First of all, although their team sent a preliminary version of the site out to many people, it never went through any formal review process. Readers of this blog will know that I am no advocate of traditional publication systems or the antiquated marriage of publication and peer-review, but at this point it is worth noting that ORBIS (to my knowledge) has only been reviewed informally, by sympathetic reviewers like myself. Perhaps this means that adoption of the tool should be approached with greater caution until it is more formally reviewed by a post-publication periodical like the Journal of Digital Humanities.

That being said, the site does try remain true to humanistic and traditional publication roots. A paper version is in the works, and it is written such that we researchers can engage in the process of the tool. Unfortunately, it perhaps stays a bit too true to the paper model. The site is designed to read top-to-bottom, left-to-right, and none of the internal references to other sections include links to aid in navigation. Further, if the intent is to simultaneously allow exploration of the tool and its creation, the design does not realize this goal. The map appears at “the end” of the site, all the way on the right, and because of the layout, it is impossible to view it alongside the text describing it without opening a new window. There is quite a bit of white space to the right of the text on my wide-screen monitor – perhaps a smaller version of the tool can be embedded in that space.

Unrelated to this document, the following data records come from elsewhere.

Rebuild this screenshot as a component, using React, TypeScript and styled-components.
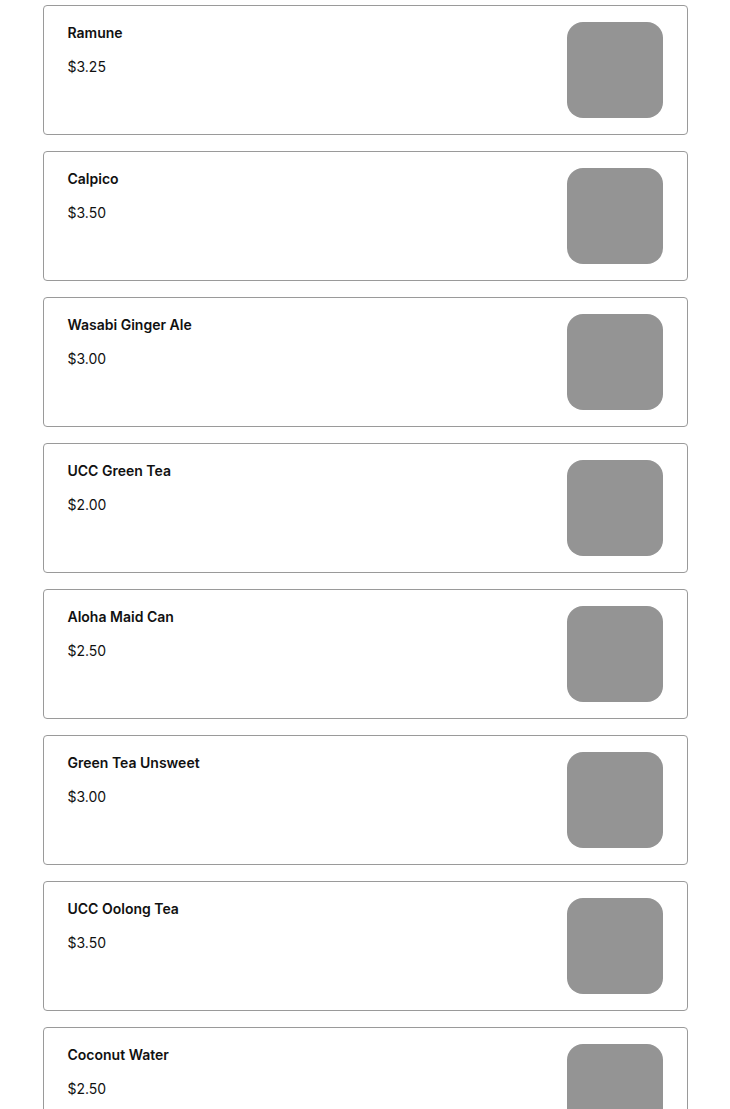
import * as React from 'react';
import styled, { createGlobalStyle } from 'styled-components';

interface Drink {
    name: string;
    price: string;
}

const drinks: Drink[] = [
    { name: 'Ramune', price: '$3.25' },
    { name: 'Calpico', price: '$3.50' },
    { name: 'Wasabi Ginger Ale', price: '$3.00' },
    { name: 'UCC Green Tea', price: '$2.00' },
    { name: 'Aloha Maid Can', price: '$2.50' },
    { name: 'Green Tea Unsweet', price: '$3.00' },
    { name: 'UCC Oolong Tea', price: '$3.50' },
    { name: 'Coconut Water', price: '$2.50' },
];

const GlobalStyle = createGlobalStyle`
    html, body {
        margin: 0;
        padding: 0;
        background: #fff;
        font-family: Inter, "Noto Sans", sans-serif;
        color: #111;
    }
`;

export default function App() {
    return (
        <>
            <GlobalStyle />
            <MenuList>
                {drinks.map((drink) => (
                    <ItemCard key={drink.name}>
                        <Info>
                            <ItemName>{drink.name}</ItemName>
                            <ItemPrice>{drink.price}</ItemPrice>
                        </Info>
                        <Thumb />
                    </ItemCard>
                ))}
            </MenuList>
        </>
    );
}

const MenuList = styled.div`
    display: flex;
    flex-direction: column;
    gap: 16px;
    width: 645px;
    margin: 0 auto;
    padding-top: 5px;
`;

const ItemCard = styled.div`
    display: flex;
    justify-content: space-between;
    align-items: flex-start;
    box-sizing: border-box;
    height: 130px;
    padding: 16px 24px;
    border: 1px solid #9a9a9a;
    border-radius: 4px;
    background: #fff;
`;

const Info = styled.div`
    display: flex;
    flex-direction: column;
    gap: 12px;
`;

const ItemName = styled.h3`
    margin: 0;
    font-size: 14px;
    font-weight: 600;
    line-height: 22px;
    color: #111;
`;

const ItemPrice = styled.p`
    margin: 0;
    font-size: 14px;
    font-weight: 400;
    line-height: 22px;
    color: #111;
`;

const Thumb = styled.div`
    flex: none;
    width: 96px;
    height: 96px;
    border-radius: 16px;
    background: #949494;
`;
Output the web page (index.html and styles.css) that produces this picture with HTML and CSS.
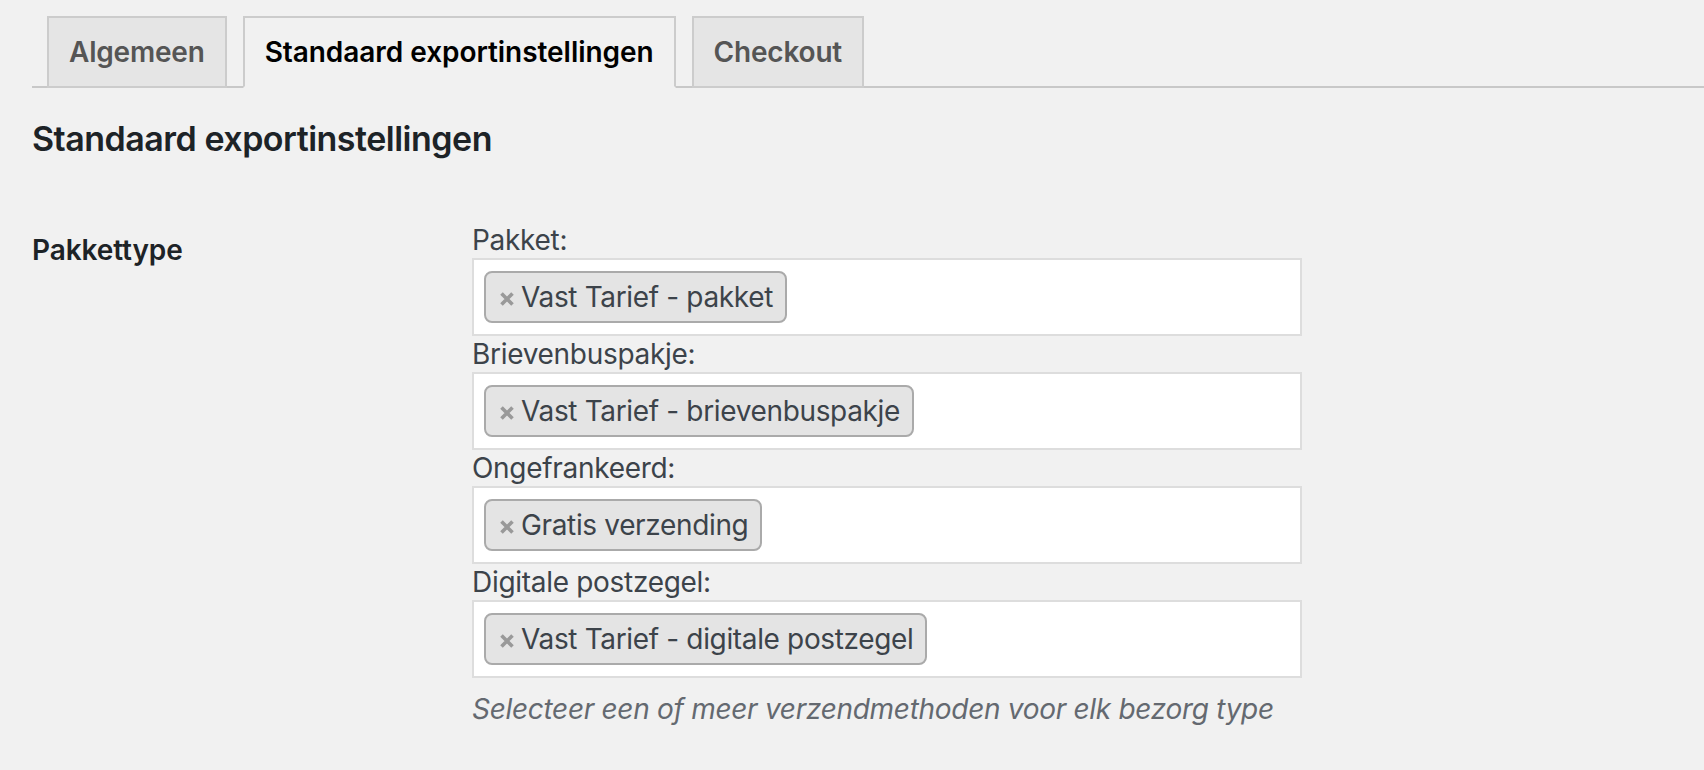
FILE: index.html
```html
<!DOCTYPE html>
<html lang="nl">
<head>
<meta charset="utf-8">
<title>Standaard exportinstellingen</title>
<link rel="stylesheet" href="styles.css">
</head>
<body>
<div class="wrap">
  <nav class="tabs">
    <a class="tab">Algemeen</a>
    <a class="tab active">Standaard exportinstellingen</a>
    <a class="tab">Checkout</a>
  </nav>
  <h2 class="title">Standaard exportinstellingen</h2>
  <div class="row">
    <div class="row-label">Pakkettype</div>
    <div class="row-field">
      <div class="field-label">Pakket:</div>
      <div class="select"><span class="chip"><svg class="chip-x" viewBox="0 0 14 14" aria-hidden="true"><path d="M1.5 1.5L12.5 12.5M12.5 1.5L1.5 12.5"/></svg>Vast Tarief - pakket</span></div>
      <div class="field-label">Brievenbuspakje:</div>
      <div class="select"><span class="chip"><svg class="chip-x" viewBox="0 0 14 14" aria-hidden="true"><path d="M1.5 1.5L12.5 12.5M12.5 1.5L1.5 12.5"/></svg>Vast Tarief - brievenbuspakje</span></div>
      <div class="field-label">Ongefrankeerd:</div>
      <div class="select"><span class="chip"><svg class="chip-x" viewBox="0 0 14 14" aria-hidden="true"><path d="M1.5 1.5L12.5 12.5M12.5 1.5L1.5 12.5"/></svg>Gratis verzending</span></div>
      <div class="field-label">Digitale postzegel:</div>
      <div class="select"><span class="chip"><svg class="chip-x" viewBox="0 0 14 14" aria-hidden="true"><path d="M1.5 1.5L12.5 12.5M12.5 1.5L1.5 12.5"/></svg>Vast Tarief - digitale postzegel</span></div>
      <p class="description">Selecteer een of meer verzendmethoden voor elk bezorg type</p>
    </div>
  </div>
</div>
</body>
</html>
```
FILE: styles.css
```css
* { box-sizing: border-box; }
html, body { margin: 0; padding: 0; }
body {
  background: #f1f1f1;
  font-family: Inter, "Liberation Sans", sans-serif;
  color: #3c434a;
  width: 1704px;
  height: 770px;
  overflow: hidden;
}
.wrap { padding-left: 32px; }
.tabs {
  display: flex;
  gap: 16px;
  padding: 16px 0 0 15px;
  border-bottom: 2px solid #c8c8c8;
}
.tab {
  display: block;
  margin-bottom: -2px;
  padding: 10px 20px;
  border: 2px solid #cccccc;
  background: #e5e5e5;
  color: #555555;
  font-size: 28px;
  font-weight: 600;
  line-height: 48px;
  letter-spacing: -0.2px;
  white-space: nowrap;
}
.tab.active {
  background: #f1f1f1;
  border-bottom-color: #f1f1f1;
  color: #000000;
  letter-spacing: -0.05px;
}
.title {
  margin: 29px 0 31px;
  font-size: 34px;
  line-height: 44px;
  font-weight: 600;
  color: #1d2327;
  letter-spacing: -0.5px;
}
.row {
  display: grid;
  grid-template-columns: 440px 830px;
}
.row-label {
  padding-top: 40px;
  font-size: 28px;
  line-height: 36px;
  font-weight: 600;
  color: #1d2327;
  letter-spacing: -0.1px;
}
.row-field { padding-top: 30px; }
.field-label {
  font-size: 28px;
  line-height: 36px;
  color: #3c434a;
  letter-spacing: -0.3px;
}
.select {
  display: flex;
  height: 78px;
  padding: 11px 10px;
  background: #ffffff;
  border: 2px solid #dddddd;
}
.chip {
  display: inline-flex;
  align-items: center;
  height: 52px;
  padding: 0 12px 0 14px;
  border: 2px solid #aaaaaa;
  border-radius: 8px;
  background: #e4e4e4;
  font-size: 28px;
  line-height: 48px;
  color: #3c434a;
  letter-spacing: -0.35px;
}
.chip-x {
  width: 14px;
  height: 14px;
  margin: 3px 7px 0 0;
  flex: none;
  fill: none;
  stroke: #999999;
  stroke-width: 3.6;
}
.description {
  margin: 13px 0 0;
  font-size: 28px;
  line-height: 36px;
  font-style: italic;
  color: #646970;
  letter-spacing: -0.3px;
}
```
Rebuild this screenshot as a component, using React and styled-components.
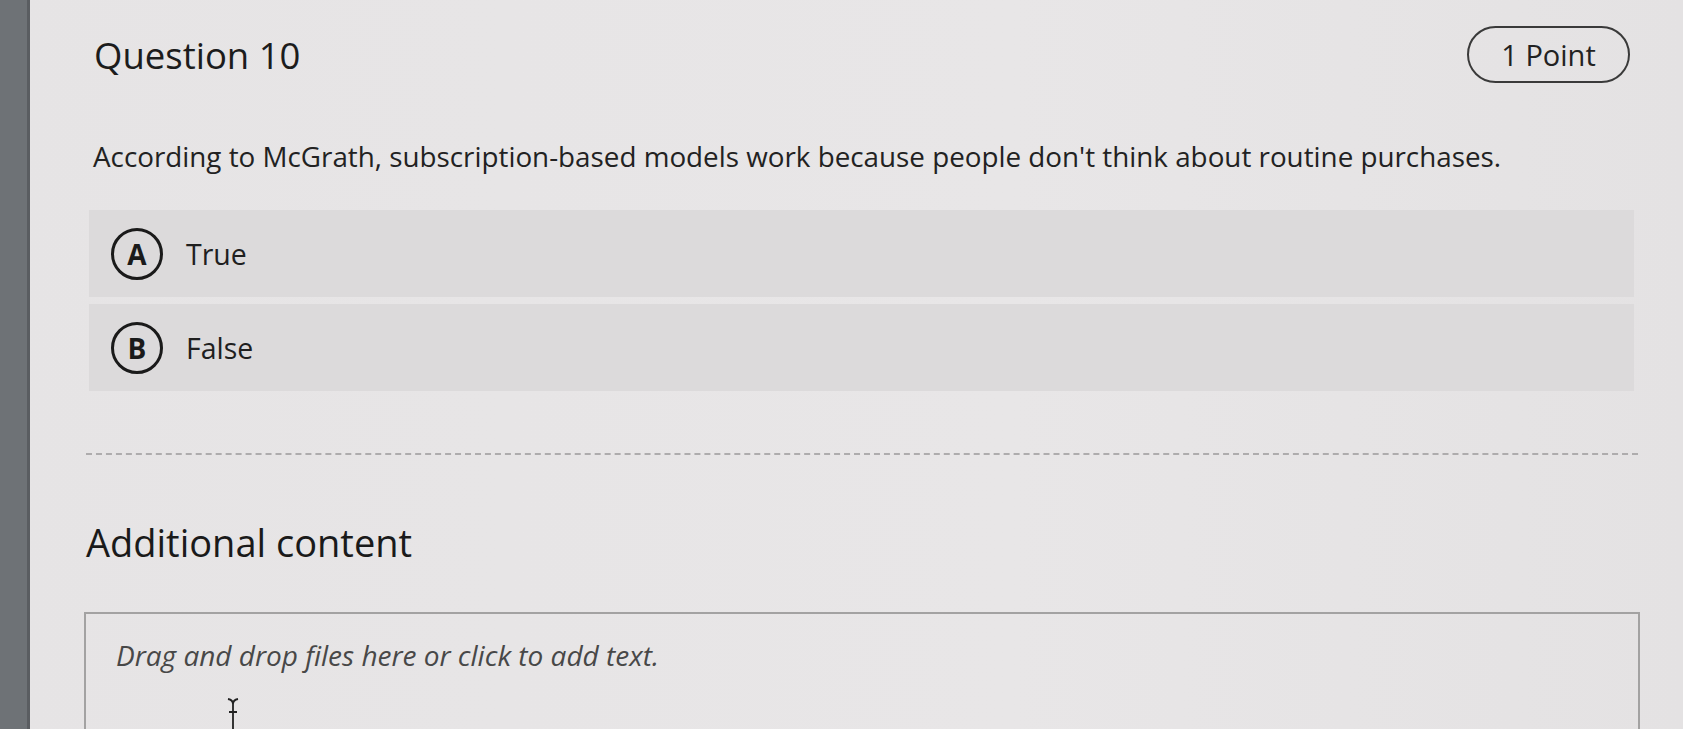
import styled, { createGlobalStyle } from 'styled-components';

const GlobalStyle = createGlobalStyle`
    html, body {
        margin: 0;
        padding: 0;
        background: #e5e3e4;
        font-family: "Open Sans", "Noto Sans", sans-serif;
        color: #1f1f1f;
        overflow: hidden;
    }
`;

const Page = styled.div`
    display: flex;
    flex-direction: row;
    width: 1683px;
    height: 729px;
    background: linear-gradient(90deg, #e6e4e5 0%, #e8e6e7 60%, #e4e2e3 100%);
`;

const Strip = styled.div`
    width: 27px;
    flex-shrink: 0;
    background: #6e7276;
    border-right: 3px solid #5a5d61;
`;

const Content = styled.div`
    flex: 1;
    padding: 26px 43px 0 56px;
    display: flex;
    flex-direction: column;
`;

const Header = styled.div`
    display: flex;
    justify-content: space-between;
    align-items: center;
    padding-left: 8px;
    padding-right: 10px;
`;

const Title = styled.h1`
    margin: 0;
    font-size: 36.5px;
    line-height: 50px;
    font-weight: 400;
    color: #1c1c1c;
`;

const PointBadge = styled.div`
    box-sizing: border-box;
    width: 163px;
    height: 57px;
    border: 2px solid #3a3a3a;
    border-radius: 29px;
    display: flex;
    align-items: center;
    justify-content: center;
    font-size: 29px;
    color: #222;
`;

const QuestionText = styled.p`
    margin: 54px 0 35px;
    padding-left: 7px;
    font-size: 27.8px;
    line-height: 38px;
    color: #222;
`;

const Options = styled.div`
    display: flex;
    flex-direction: column;
    gap: 7px;
    margin-left: 3px;
    margin-right: 6px;
`;

const OptionRow = styled.div`
    display: flex;
    align-items: center;
    gap: 23px;
    height: 87px;
    padding-left: 22px;
    background: #dcdadb;
`;

const Letter = styled.span`
    box-sizing: border-box;
    width: 52px;
    height: 52px;
    border: 3px solid #1a1a1a;
    border-radius: 50%;
    display: flex;
    align-items: center;
    justify-content: center;
    font-size: 28px;
    font-weight: 700;
    color: #1a1a1a;
`;

const OptionLabel = styled.span`
    font-size: 28.5px;
    color: #1f1f1f;
`;

const Divider = styled.hr`
    margin: 62px 2px 0 0;
    border: none;
    border-top: 2px dashed #aeacad;
`;

const SectionTitle = styled.h2`
    margin: 61px 0 44px;
    font-size: 38px;
    line-height: 52px;
    font-weight: 400;
    color: #1a1a1a;
`;

const DropBox = styled.div`
    position: relative;
    flex: 1;
    margin-left: -2px;
    border: 2px solid #a3a2a2;
    border-bottom: none;
    padding: 22px 30px 0;
`;

const Placeholder = styled.p`
    margin: 0;
    font-size: 28px;
    line-height: 38px;
    font-style: italic;
    color: #484848;
`;

const Cursor = styled.svg`
    position: absolute;
    left: 140px;
    top: 84px;
`;

export default function App() {
    return (
        <>
            <GlobalStyle />
            <Page>
                <Strip />
                <Content>
                    <Header>
                        <Title>Question 10</Title>
                        <PointBadge>1 Point</PointBadge>
                    </Header>
                    <QuestionText>
                        According to McGrath, subscription-based models work because people don't think about routine purchases.
                    </QuestionText>
                    <Options>
                        <OptionRow>
                            <Letter>A</Letter>
                            <OptionLabel>True</OptionLabel>
                        </OptionRow>
                        <OptionRow>
                            <Letter>B</Letter>
                            <OptionLabel>False</OptionLabel>
                        </OptionRow>
                    </Options>
                    <Divider />
                    <SectionTitle>Additional content</SectionTitle>
                    <DropBox>
                        <Placeholder>Drag and drop files here or click to add text.</Placeholder>
                        <Cursor width="14" height="34" viewBox="0 0 14 34">
                            <path d="M2 1 Q7 2 7 6 Q7 2 12 1 M7 6 V34 M3 14 H11" stroke="#222" strokeWidth="1.8" fill="none" />
                        </Cursor>
                    </DropBox>
                </Content>
            </Page>
        </>
    );
}
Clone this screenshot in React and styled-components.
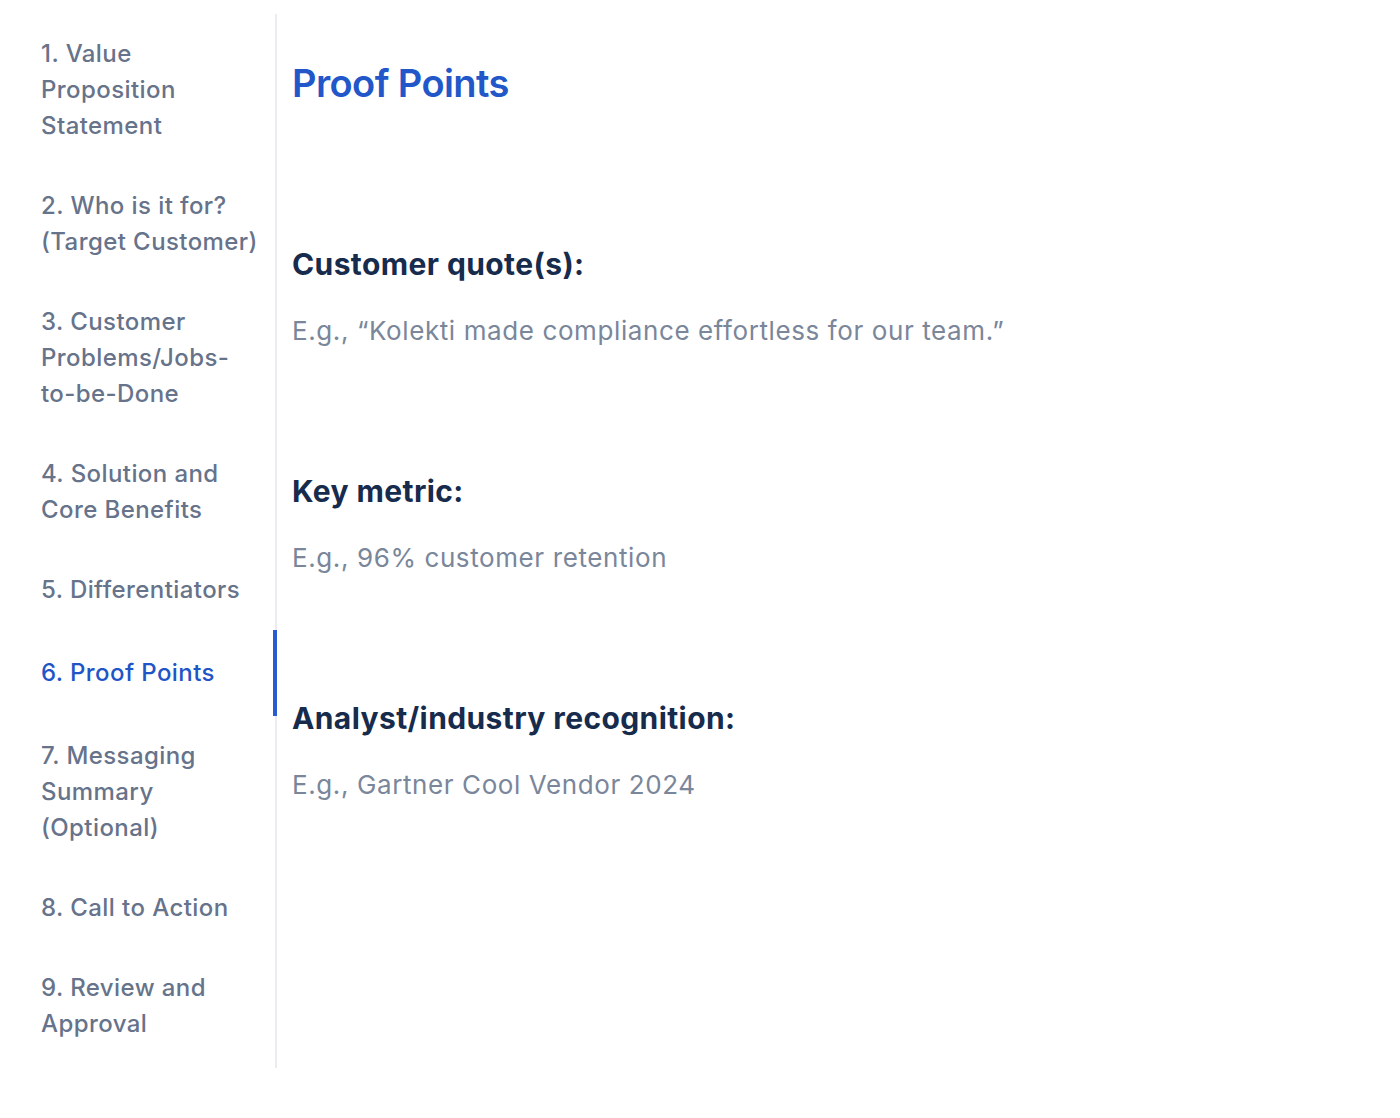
import React from "react";
import styled, { createGlobalStyle } from "styled-components";

const GlobalStyle = createGlobalStyle`
  html, body {
    margin: 0;
    padding: 0;
    background: #ffffff;
  }
  body {
    font-family: Inter, "Noto Sans", "Liberation Sans", sans-serif;
    -webkit-font-smoothing: antialiased;
  }
`;

const Page = styled.div`
  display: flex;
  align-items: flex-start;
  padding: 14px 0 0 16px;
  min-height: 1118px;
  box-sizing: border-box;
`;

const Sidebar = styled.nav`
  width: 261px;
  flex: none;
  box-sizing: border-box;
  border-right: 2px solid #ebecf0;
  padding: 0 15px 4px 25px;
  display: flex;
  flex-direction: column;
`;

const NavItem = styled.a`
  position: relative;
  display: block;
  padding: ${(p) => (p.$active ? "25px 0" : "22px 0")};
  font-size: 24px;
  line-height: 36px;
  font-weight: 500;
  letter-spacing: 0.42px;
  color: ${(p) => (p.$active ? "#1f55c7" : "#66738a")};
  text-decoration: none;
  cursor: pointer;

  &::after {
    content: "";
    display: ${(p) => (p.$active ? "block" : "none")};
    position: absolute;
    top: 0;
    bottom: 0;
    right: -17px;
    width: 4px;
    background: #2b5bd1;
  }
`;

const Main = styled.main`
  flex: 1;
  padding: 46px 0 0 15px;
`;

const Title = styled.h1`
  margin: 0 0 17px;
  font-size: 38px;
  line-height: 46px;
  font-weight: 600;
  letter-spacing: -0.6px;
  color: #2257c9;
`;

const Section = styled.section`
  padding-top: 122px;
`;

const Heading = styled.h2`
  margin: 0 0 27px;
  font-size: 30px;
  line-height: 39px;
  font-weight: 700;
  letter-spacing: 0.4px;
  color: #172b4d;
`;

const Hint = styled.p`
  margin: 0;
  font-size: 26px;
  line-height: 39px;
  font-weight: 400;
  letter-spacing: 0.6px;
  color: #7a869a;
`;

const navItems = [
  "1. Value Proposition Statement",
  "2. Who is it for? (Target Customer)",
  "3. Customer Problems/Jobs-to-be-Done",
  "4. Solution and Core Benefits",
  "5. Differentiators",
  "6. Proof Points",
  "7. Messaging Summary (Optional)",
  "8. Call to Action",
  "9. Review and Approval",
];

const sections = [
  {
    heading: "Customer quote(s):",
    hint: "E.g., \u201CKolekti made compliance effortless for our team.\u201D",
  },
  { heading: "Key metric:", hint: "E.g., 96% customer retention" },
  {
    heading: "Analyst/industry recognition:",
    hint: "E.g., Gartner Cool Vendor 2024",
  },
];

export default function App() {
  return (
    <>
      <GlobalStyle />
      <Page>
        <Sidebar>
          {navItems.map((label, i) => (
            <NavItem key={label} $active={i === 5}>
              {label}
            </NavItem>
          ))}
        </Sidebar>
        <Main>
          <Title>Proof Points</Title>
          {sections.map((s) => (
            <Section key={s.heading}>
              <Heading>{s.heading}</Heading>
              <Hint>{s.hint}</Hint>
            </Section>
          ))}
        </Main>
      </Page>
    </>
  );
}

One of the strengths of the project is the explicit nature of its creation. Data can be downloaded, and the sources, provenance, algorithms, and technologies are clearly stated. The model as an argument is, in short, visible and comprehensible even to those with little prior knowledge on these technologies. What this does is bridge the gap between code and humanistic inquiry, adding levels of model explication and tool-use between them. ORBIS is by far not the first project to make the creation of a tool explicit, but usually that explication is simply a public posting of the code and some limited comments or descriptions of how that code works. Unfortunately, although ORBIS does include a better bridge to explicate its argument, it does not offer the code. It’s a bit like David Copperfield explaining how he made the Statue of Liberty disappear; the explanation would certainly be helpful, but if he really wanted other people to be able to create similar illusions, he’d offer up the materials as well. (Alright, the metaphor doesn’t completely work, but stick with it.) The digital humanities seems finally to be getting into code sharing, and this is a good thing. The cost for sharing code is essentially free (although there’s a much greater price for sharing good code – all the extra time spent marking it up and making it pretty), and the benefits should go without saying: More things like ORBIS, much faster. Better tools built collectively and suiting all our individual needs.

The last, most important, and most difficult of my desires deals with uncertainty. There’s been a lot of talk about data uncertainty in the humanities lately, not least of which stemming from Stanford, the home university of ORBIS. It’s a difficult problem to solve, but presented as it is, the ORBIS project lends itself to the varieties of critiques common in the work of Johanna Drucker and others. How do you know that these were the shortest routes? What about missing information? What about the fact that every bit of travel was its own experience, with different human and environmental factors playing in, perhaps delays for sick relatives or mutineering seamen? These questions are swept under the table when ORBIS presents one route and one set of numbers per query: here, this is the fastest route, these are the cities, this is how much it would cost. The visualization and end-products create an illusion of certainty in the data, although in the text, the makers are quick to point out that a researcher should not take it as certain. One solution, and this extends to all data-driven DH projects, is to model uncertainty in the data from the ground up. How much more certain is one route than another? How certain are you of the weather in one location compared to the weather elsewhere? This sort of information flows naturally into models of Bayesian data analysis, and would allow ORBIS to deliver a list of credible routes, revealing which parts of those routes are more or less certain, and including other information like the probability of a ship being lost at sea on a particular route. Of course, data uncertainty is only part of the problem, and this would only be a partial solution.

This isn’t the place to detail exactly how uncertainty should be modeled in the data, and exactly what ought to be done with it, but the fact is there is already rich knowledge in the model and in the data available dealing with the uncertainty of travel, but that information disappears as soon as it is presented in the map interface. If ORBIS represents the next step in humanities tool production, it doesn’t quite (yet) live up to the promise of humanities data analysis, impressive as their analysis is. There is still not yet a clear enough representation of uncertainty and interpretation to reach that goal. To be fair, I’ve yet to see a single project living up to that promise at anything close to large-scale; the tools just haven’t been developed yet. Perhaps that promise is impossible at large scale, although I certainly hope that is not the case.

The View From Here

Despite my long list of rough edges and desiderata, I still stand by my statement that this tool is an exemplar of a shift in digital humanities projects. The tool itself is profoundly impressive and will prove useful for a variety of research, but what stands out from the humanities standpoint is the explicit nature of the ORBIS underbelly. It blurs the line between tool and argument. There are other profoundly impressive and useful tools out there (topic modeling comes to mind). However, with topic modeling, the assumptions are still obscure to the unfamiliar, despite my own best efforts and the even better efforts of others. This is because the software topic modeling is packaged with, the software we use to run the analyses, does not simultaneously engage in the process of its own creation in the way that ORBIS does. Going forward, I predict the most used (or at least the most useful) digital tools for humanists will include that engagement, rather than existing as black boxes out of which results spring forth, fully armed and ready to battle as Athena from Zeus’s forehead. ORBIS is by no means the first to attempt such a feat but, I think, it is as-yet the most successful.